Journal of Systemics, Cybernetics and Informatics (Jun 2009)
Accelerating Image Based Scientific Applications using Commodity Video Graphics Adapters
Abstract
The processing power available in current video graphics cards is approaching super computer levels. State-of-the-art graphical processing units (GPU) boast of computational performance in the range of 1.0-1.1 trillion floating point operations per second (1.0-1.1 Teraflops). Making this processing power accessible to the scientific community would benefit many fields of research. This research takes a relatively computationally expensive image-based iris segmentation algorithm and hosts it on a GPU using the High Level Shader Language which is part of DirectX 9.0. The selected segmentation algorithm uses basic image processing techniques such as image inversion, value squaring, thresholding, dilation, erosion and a computationally intensive local kurtosis (fourth central moment) calculation.

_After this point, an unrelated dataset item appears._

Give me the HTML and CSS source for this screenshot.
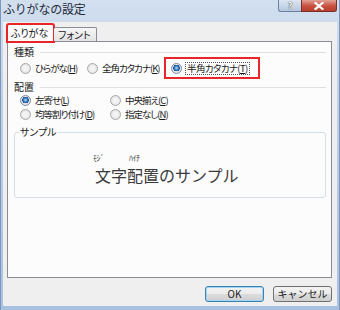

Strengths and limitations of the DirectX rendering pipeline are discussed. The primary source of the graphical processing power, the pixel or fragment shader, is discussed in detail. Impressive acceleration results were obtained. The iris segmentation algorithm was accelerated by a factor of 40 over the highly optimized C++ version hosted on the computer's central processing unit. Some parts of the algorithm ran at speeds that were over 100 times faster than their C++ counterpart. GPU programming details and HLSL code samples are presented as part of the acceleration discussion.